* **The input**:
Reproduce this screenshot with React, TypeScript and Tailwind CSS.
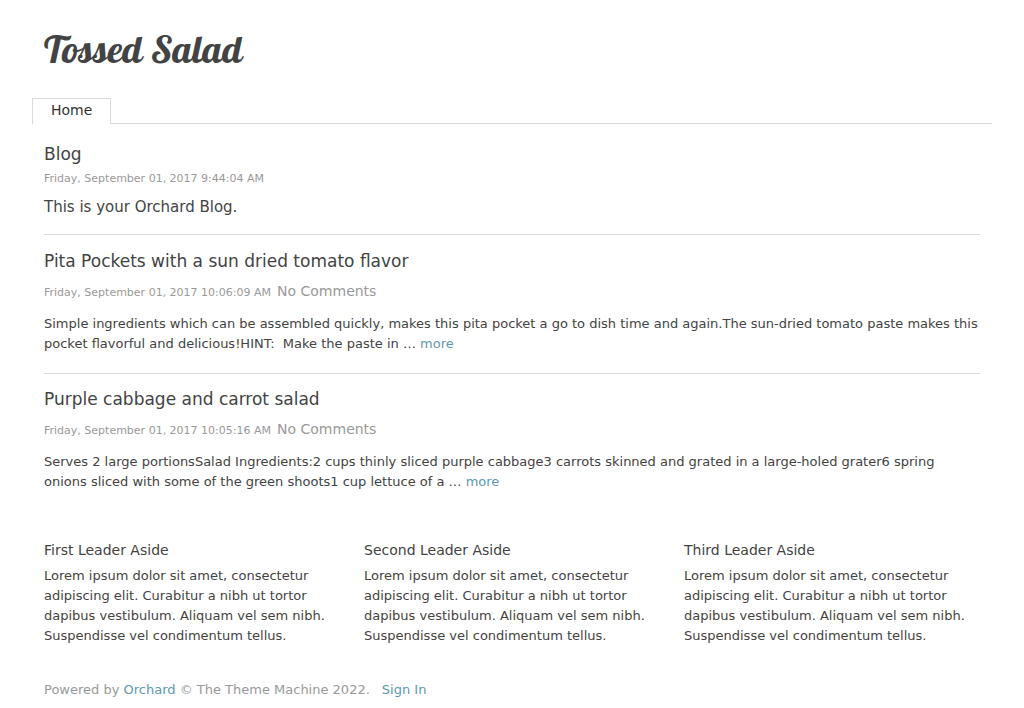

==

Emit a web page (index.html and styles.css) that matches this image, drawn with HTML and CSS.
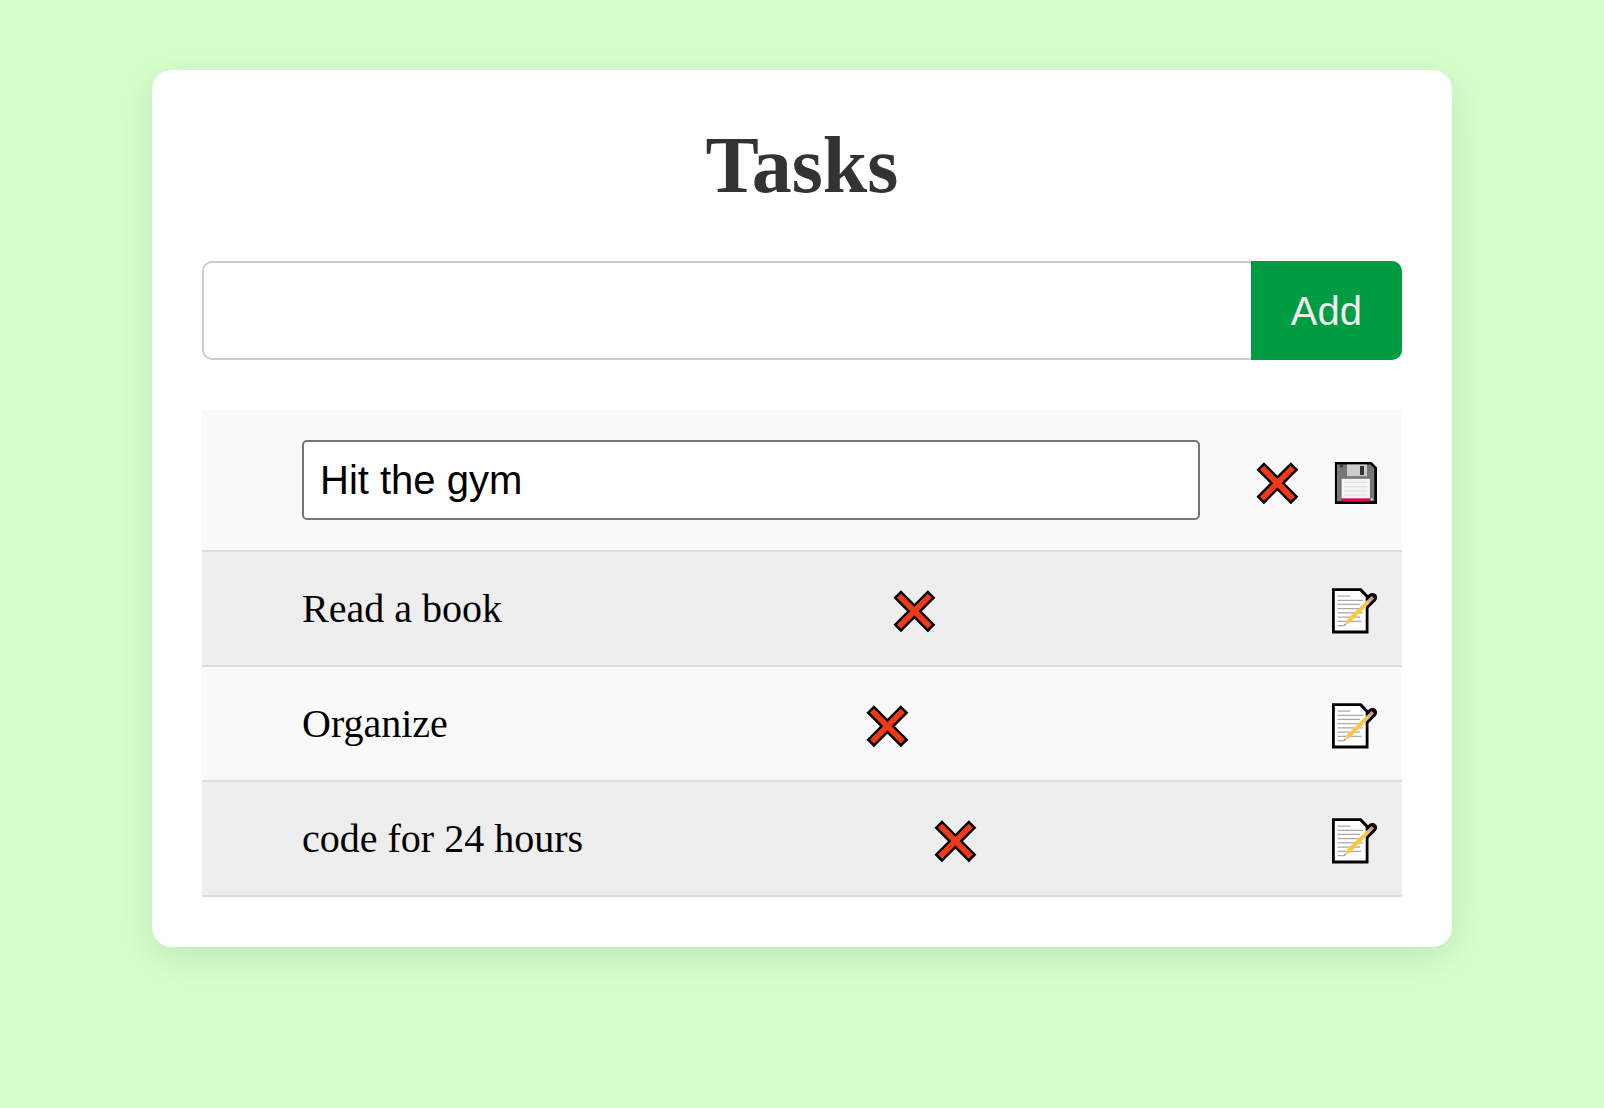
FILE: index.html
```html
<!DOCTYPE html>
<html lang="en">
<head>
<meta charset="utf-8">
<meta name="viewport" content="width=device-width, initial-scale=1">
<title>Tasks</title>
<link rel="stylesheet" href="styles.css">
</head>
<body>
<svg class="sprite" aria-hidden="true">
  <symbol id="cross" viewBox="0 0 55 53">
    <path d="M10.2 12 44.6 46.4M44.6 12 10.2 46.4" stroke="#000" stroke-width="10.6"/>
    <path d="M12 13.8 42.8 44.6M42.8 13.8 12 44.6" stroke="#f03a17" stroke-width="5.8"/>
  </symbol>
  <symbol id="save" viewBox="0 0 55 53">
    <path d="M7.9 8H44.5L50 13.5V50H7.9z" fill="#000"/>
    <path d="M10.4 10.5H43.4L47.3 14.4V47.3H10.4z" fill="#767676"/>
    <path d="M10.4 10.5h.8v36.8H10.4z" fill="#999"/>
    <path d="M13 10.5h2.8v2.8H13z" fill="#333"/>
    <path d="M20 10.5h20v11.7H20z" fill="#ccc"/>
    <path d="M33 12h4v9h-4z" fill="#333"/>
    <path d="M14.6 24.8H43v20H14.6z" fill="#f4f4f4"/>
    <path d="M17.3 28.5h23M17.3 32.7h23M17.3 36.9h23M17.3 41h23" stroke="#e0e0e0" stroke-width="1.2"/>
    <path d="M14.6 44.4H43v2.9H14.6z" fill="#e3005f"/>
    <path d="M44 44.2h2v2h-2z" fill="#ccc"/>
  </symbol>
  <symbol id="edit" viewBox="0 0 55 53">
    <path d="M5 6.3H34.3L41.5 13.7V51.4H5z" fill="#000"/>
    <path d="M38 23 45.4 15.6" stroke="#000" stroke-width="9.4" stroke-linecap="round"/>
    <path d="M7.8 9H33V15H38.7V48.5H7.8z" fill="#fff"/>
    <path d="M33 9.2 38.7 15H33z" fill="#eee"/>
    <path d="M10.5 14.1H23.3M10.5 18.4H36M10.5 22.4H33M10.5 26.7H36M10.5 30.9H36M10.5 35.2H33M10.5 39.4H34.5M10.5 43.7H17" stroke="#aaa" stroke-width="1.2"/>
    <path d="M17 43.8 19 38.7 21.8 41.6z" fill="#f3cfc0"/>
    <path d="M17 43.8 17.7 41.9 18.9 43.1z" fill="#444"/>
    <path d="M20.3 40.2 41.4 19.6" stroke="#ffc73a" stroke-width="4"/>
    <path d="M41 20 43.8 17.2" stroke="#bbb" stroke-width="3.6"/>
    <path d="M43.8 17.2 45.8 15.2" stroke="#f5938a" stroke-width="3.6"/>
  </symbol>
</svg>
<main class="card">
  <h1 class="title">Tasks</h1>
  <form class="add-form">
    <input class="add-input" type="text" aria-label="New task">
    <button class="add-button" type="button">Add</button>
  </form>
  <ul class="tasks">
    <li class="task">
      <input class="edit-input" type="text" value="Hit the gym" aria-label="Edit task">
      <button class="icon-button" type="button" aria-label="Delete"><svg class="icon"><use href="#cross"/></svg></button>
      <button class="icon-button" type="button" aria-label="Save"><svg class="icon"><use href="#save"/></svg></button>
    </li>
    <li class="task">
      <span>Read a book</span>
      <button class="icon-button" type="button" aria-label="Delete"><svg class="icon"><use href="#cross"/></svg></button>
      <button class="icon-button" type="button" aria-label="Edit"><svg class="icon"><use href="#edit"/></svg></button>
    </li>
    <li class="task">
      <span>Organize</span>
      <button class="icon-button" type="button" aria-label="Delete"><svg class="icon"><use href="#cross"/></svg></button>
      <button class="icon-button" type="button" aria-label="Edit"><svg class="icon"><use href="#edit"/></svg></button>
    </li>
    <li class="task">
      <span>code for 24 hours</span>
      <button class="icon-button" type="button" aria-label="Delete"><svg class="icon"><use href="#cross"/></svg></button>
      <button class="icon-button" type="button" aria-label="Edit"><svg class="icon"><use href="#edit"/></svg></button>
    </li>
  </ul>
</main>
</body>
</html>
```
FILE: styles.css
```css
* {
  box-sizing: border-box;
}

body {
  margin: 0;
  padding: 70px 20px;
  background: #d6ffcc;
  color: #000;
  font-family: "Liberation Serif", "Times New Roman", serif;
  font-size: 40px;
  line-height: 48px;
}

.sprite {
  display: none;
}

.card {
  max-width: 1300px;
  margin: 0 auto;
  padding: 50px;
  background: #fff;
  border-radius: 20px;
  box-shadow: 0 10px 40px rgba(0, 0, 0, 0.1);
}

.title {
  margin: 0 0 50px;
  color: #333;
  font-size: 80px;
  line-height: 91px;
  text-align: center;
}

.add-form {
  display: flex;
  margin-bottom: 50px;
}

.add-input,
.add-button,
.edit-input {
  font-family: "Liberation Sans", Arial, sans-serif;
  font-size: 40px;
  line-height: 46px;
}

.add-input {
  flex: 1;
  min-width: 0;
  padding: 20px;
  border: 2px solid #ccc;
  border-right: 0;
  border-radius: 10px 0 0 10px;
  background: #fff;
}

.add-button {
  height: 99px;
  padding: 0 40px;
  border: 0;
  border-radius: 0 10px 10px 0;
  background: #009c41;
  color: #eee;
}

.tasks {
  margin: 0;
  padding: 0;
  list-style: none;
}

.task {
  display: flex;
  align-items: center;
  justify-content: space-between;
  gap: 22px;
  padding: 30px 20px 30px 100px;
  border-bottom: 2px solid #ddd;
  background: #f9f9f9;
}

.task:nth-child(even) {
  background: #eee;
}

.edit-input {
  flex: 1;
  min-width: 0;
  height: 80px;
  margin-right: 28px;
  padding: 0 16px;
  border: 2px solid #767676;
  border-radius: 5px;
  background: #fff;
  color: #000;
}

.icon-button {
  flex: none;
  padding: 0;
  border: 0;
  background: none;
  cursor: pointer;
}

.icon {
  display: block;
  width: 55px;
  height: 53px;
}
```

* **Stated task**: Filter the records above for "index" and copy every matching line.

* **Exercise answer**:
Emit a web page (index.html and styles.css) that matches this image, drawn with HTML and CSS.
FILE: index.html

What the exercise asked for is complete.